Media Wrap: Murdoch companies pay least tax; TV to be viewed solely online; Fox dismisses talk of Time Warner bid

By AdNews | 11 January 2016
 

TV to be viewed solely online, predicts Netflix chief

Netflix chief executive Reed Hastings predicts all TV content will be viewed solely online within 20 years. Hastings made the bold statement at the Consumer Electronics Show in Las Vegas, proclaiming the “birth of a new global TV network”. In 2015, 3.2 billion people across 60 countries watched 42.5 billion hours of Netflix, the online television streaming service. Netflix reportedly accounts for 36.5% of internet traffic during prime time, twice that of its closest competitor, YouTube.

 

Murdoch media companies pay least tax

Eight of the 10 media companies that paid no tax in 2014 are linked to the Murdoch empire, the Australian Financial Review reports. Australian Tax Office data shows companies linked to News Corporation were far less profitable than media rivals, with interest payments on loans from associated companies helping to reduce profit margins. Three News Corp tax groups had combined revenues of $4.1 billion, but only one, News Australia Investments, had a taxable income of $97.2 million.
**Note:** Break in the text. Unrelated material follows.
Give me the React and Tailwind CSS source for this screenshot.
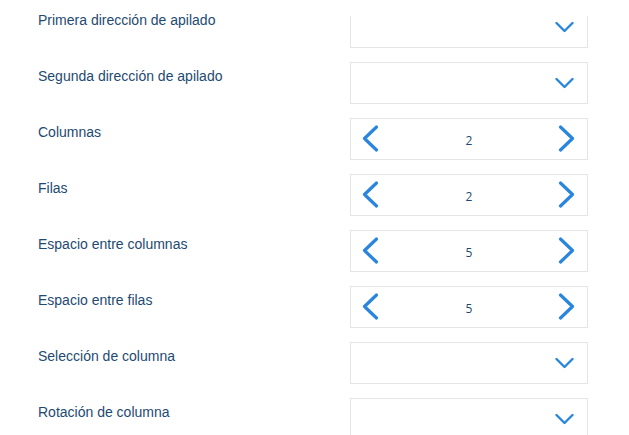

Multinationals are known to use such tactics, which are entirely legal, to reduce profit margins in countries with higher corporate tax rates.

 

Fox dismisses report of Time Warner bid

21st Century Fox has denied an online report it made a renewed takeover bid for Time Warner Inc, Fairfax media reports. The website Benzinga had reported Fox offered US$105 per share for its larger rival. Fox says in a statement the report is "categorically untrue".